»»
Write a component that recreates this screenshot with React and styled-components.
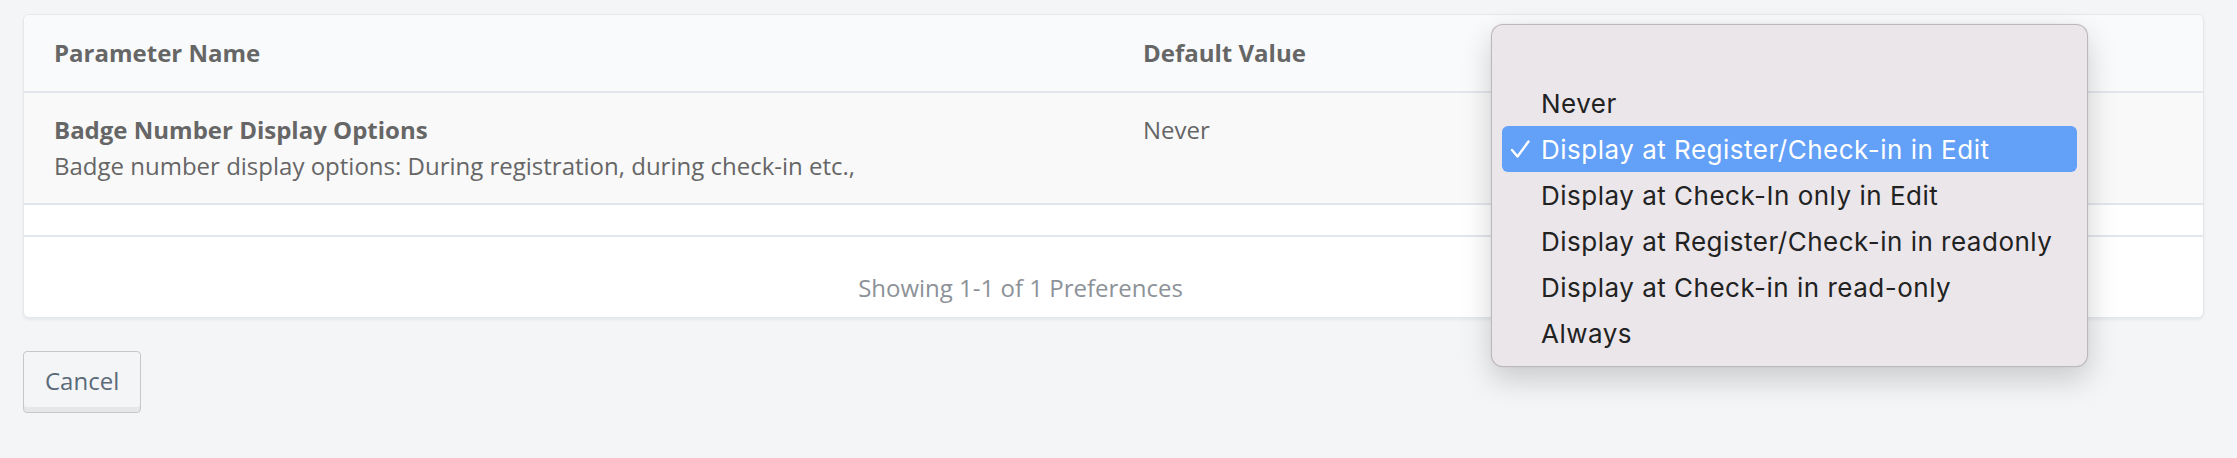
import React from "react";
import styled, { createGlobalStyle } from "styled-components";

const GlobalStyle = createGlobalStyle`
  body {
    margin: 0;
    background: #f4f5f7;
    font-family: "Open Sans", "Liberation Sans", sans-serif;
  }
`;

const Page = styled.div`
  position: relative;
  padding: 14px 33px 46px 23px;
`;

const Card = styled.div`
  background: #fff;
  border: 1px solid #e4e7eb;
  border-radius: 6px;
  box-shadow: 0 2px 3px rgba(0, 0, 0, 0.06);
  overflow: hidden;
`;

const Table = styled.table`
  width: 100%;
  border-collapse: collapse;
  font-size: 24px;
  line-height: 1.5;
  color: #666;
`;

const HeadCell = styled.th`
  text-align: left;
  font-weight: 700;
  padding: 20px 30px;
  background: #f9fafc;
  border-bottom: 2px solid #e3e6ea;
  width: ${(p) => p.$width || "auto"};
`;

const Row = styled.tr`
  background: ${(p) => (p.$shaded ? "#f9f9f9" : "#fff")};
  border-bottom: 2px solid #e3e6ea;
`;

const Cell = styled.td`
  padding: 19px 30px;
  vertical-align: top;
`;

const EmptyCell = styled.td`
  height: 30px;
  padding: 0;
`;

const Name = styled.div`
  font-weight: 700;
`;

const Footer = styled.div`
  padding: 33px 186px 11px 0;
  text-align: center;
  font-size: 24px;
  line-height: 1.5;
  color: #8c9298;
`;

const CancelButton = styled.button`
  margin-top: 33px;
  height: 62px;
  padding: 0 21px 4px;
  font-family: "Open Sans", "Liberation Sans", sans-serif;
  font-size: 24px;
  color: #5b6a79;
  background: #f4f5f7;
  border: 1.5px solid #c6c7c9;
  border-radius: 4px;
  box-shadow: inset 0 -5px 0 #e6e7e9;
`;

const Popup = styled.div`
  position: absolute;
  left: 1491px;
  top: 24px;
  width: 575px;
  padding: 9px 10px 10px;
  background: #ebe6ea;
  border: 1px solid rgba(0, 0, 0, 0.2);
  border-radius: 12px;
  box-shadow: 0 12px 30px rgba(0, 0, 0, 0.18), 0 0 2px rgba(0, 0, 0, 0.1);
  font-family: Inter, "Noto Sans", sans-serif;
`;

const Option = styled.div`
  display: flex;
  align-items: center;
  height: 46px;
  border-radius: 6px;
  font-size: 26px;
  letter-spacing: 0.5px;
  color: ${(p) => (p.$selected ? "#fff" : "#222")};
  background: ${(p) => (p.$selected ? "#63a0f8" : "transparent")};
`;

const CheckSlot = styled.span`
  display: flex;
  align-items: center;
  width: 31px;
  padding-left: 8px;
  height: 100%;
`;

const Check = () => (
  <svg width="20" height="18" viewBox="0 0 20 18">
    <polyline
      points="2,10 7.5,16.5 18.5,1.5"
      fill="none"
      stroke="#fff"
      strokeWidth="2.4"
      strokeLinecap="round"
      strokeLinejoin="round"
    />
  </svg>
);

const options = [
  "",
  "Never",
  "Display at Register/Check-in in Edit",
  "Display at Check-In only in Edit",
  "Display at Register/Check-in in readonly",
  "Display at Check-in in read-only",
  "Always",
];

export default function App() {
  return (
    <>
      <GlobalStyle />
      <Page>
        <Card>
          <Table>
            <thead>
              <tr>
                <HeadCell $width="1029px">Parameter Name</HeadCell>
                <HeadCell $width="360px">Default Value</HeadCell>
                <HeadCell />
              </tr>
            </thead>
            <tbody>
              <Row $shaded>
                <Cell>
                  <Name>Badge Number Display Options</Name>
                  Badge number display options: During registration, during check-in etc.,
                </Cell>
                <Cell>Never</Cell>
                <Cell />
              </Row>
              <Row>
                <EmptyCell colSpan={3} />
              </Row>
            </tbody>
          </Table>
          <Footer>Showing 1-1 of 1 Preferences</Footer>
        </Card>
        <CancelButton>Cancel</CancelButton>

        <Popup>
          {options.map((o, i) => (
            <Option key={i} $selected={i === 2}>
              <CheckSlot>{i === 2 && <Check />}</CheckSlot>
              {o}
            </Option>
          ))}
        </Popup>
      </Page>
    </>
  );
}
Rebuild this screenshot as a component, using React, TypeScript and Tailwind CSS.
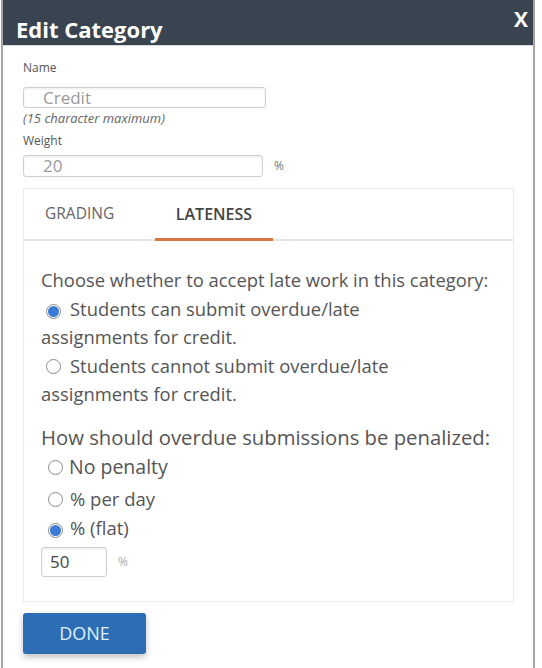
import React from 'react';

const Radio: React.FC<{ checked?: boolean }> = ({ checked }) => (
  <span className="inline-flex w-[15px] h-[15px] rounded-full border border-[#8a8a8a] bg-white items-center justify-center align-[-1px]">
    {checked && <span className="w-[11px] h-[11px] rounded-full bg-[#3a7bd5]" />}
  </span>
);

const App: React.FC = () => {
  return (
    <div className="w-[542px] h-[668px] bg-white font-['Open_Sans',sans-serif]">
      <div className="ml-px w-[534px] h-full border-x-2 border-[#a4a4a4]">
        <div className="h-[45px] bg-[#3a4450] flex justify-between pl-[13px] pr-[5px]">
          <h2 className="pt-[14px] text-[22px] leading-[30px] font-bold text-white">Edit Category</h2>
          <span className="pt-[5px] text-[21px] leading-[28px] font-bold text-white">X</span>
        </div>
        <div className="h-px bg-[#d6dade]" />

        <div className="pl-[20px] pt-[14px]">
          <label className="block text-[12px] leading-[16px] text-[#555]">Name</label>
          <div className="mt-[11px] w-[243px] h-[21px] border border-[#cfcfcf] rounded-[3px] shadow-[inset_0_1px_2px_rgba(0,0,0,0.08)] pl-[19px] text-[17px] leading-[19px] text-[#9a9a9a]">
            Credit
          </div>
          <div className="mt-[2px] text-[13px] leading-[16px] italic text-[#666]">(15 character maximum)</div>
          <label className="block mt-[7px] text-[12px] leading-[16px] text-[#555]">Weight</label>
          <div className="mt-[6px] flex items-center">
            <div className="w-[240px] h-[22px] border border-[#cfcfcf] rounded-[3px] shadow-[inset_0_1px_2px_rgba(0,0,0,0.08)] pl-[19px] text-[17px] leading-[20px] text-[#9a9a9a]">
              20
            </div>
            <span className="ml-[11px] text-[12px] text-[#777]">%</span>
          </div>
        </div>

        <div className="mt-[11px] ml-[20px] w-[491px] border border-[#ebebeb]">
          <div className="h-[52px] flex border-b-2 border-[#e4e4e4]">
            <div className="w-[131px] pl-[21px] pt-[13px] text-[15.5px] text-[#666]">GRADING</div>
            <div className="w-[118px] flex justify-center pt-[13px] text-[16px] font-semibold text-[#444] border-b-[3px] border-[#d9773f] -mb-[2px]">
              LATENESS
            </div>
          </div>

          <div className="pl-[17px] pt-[25px] pb-[24px] text-[18.4px] leading-[28.5px] text-[#555]">
            <div>Choose whether to accept late work in this category:</div>
            <div className="w-[420px]">
              <span className="ml-[5px] mr-[9px]"><Radio checked /></span>Students can submit overdue/late assignments for credit.
            </div>
            <div className="w-[420px]">
              <span className="ml-[5px] mr-[9px]"><Radio /></span>Students cannot submit overdue/late assignments for credit.
            </div>

            <div className="mt-[14px] text-[20.3px]">How should overdue submissions be penalized:</div>
            <div className="text-[19.5px] leading-[32px]">
              <span className="ml-[7px] mr-[6px]"><Radio /></span>No penalty
            </div>
            <div className="text-[18.5px] leading-[31px]">
              <span className="ml-[7px] mr-[7px]"><Radio /></span>% per day
            </div>
            <div className="text-[18.5px] leading-[28px]">
              <span className="ml-[7px] mr-[7px]"><Radio checked /></span>% (flat)
            </div>
            <div className="mt-[5px] flex items-center">
              <div className="w-[66px] h-[30px] border border-[#cfcfcf] rounded-[3px] shadow-[inset_0_1px_2px_rgba(0,0,0,0.08)] pl-[8px] text-[17px] leading-[28px] text-[#444]">
                50
              </div>
              <span className="ml-[11px] text-[12px] text-[#aaa]">%</span>
            </div>
          </div>
        </div>

        <button className="mt-[11px] ml-[20px] w-[123px] h-[41px] bg-[#2d6db4] rounded-[3px] shadow-[0_3px_6px_rgba(0,0,0,0.25)] text-[18px] text-[#dff1ff]">
          DONE
        </button>
      </div>
    </div>
  );
};

export default App;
««
The task: Pull out all lines containing "components".

Correct result:
Write a component that recreates this screenshot with React and styled-components.
import styled, { createGlobalStyle } from "styled-components";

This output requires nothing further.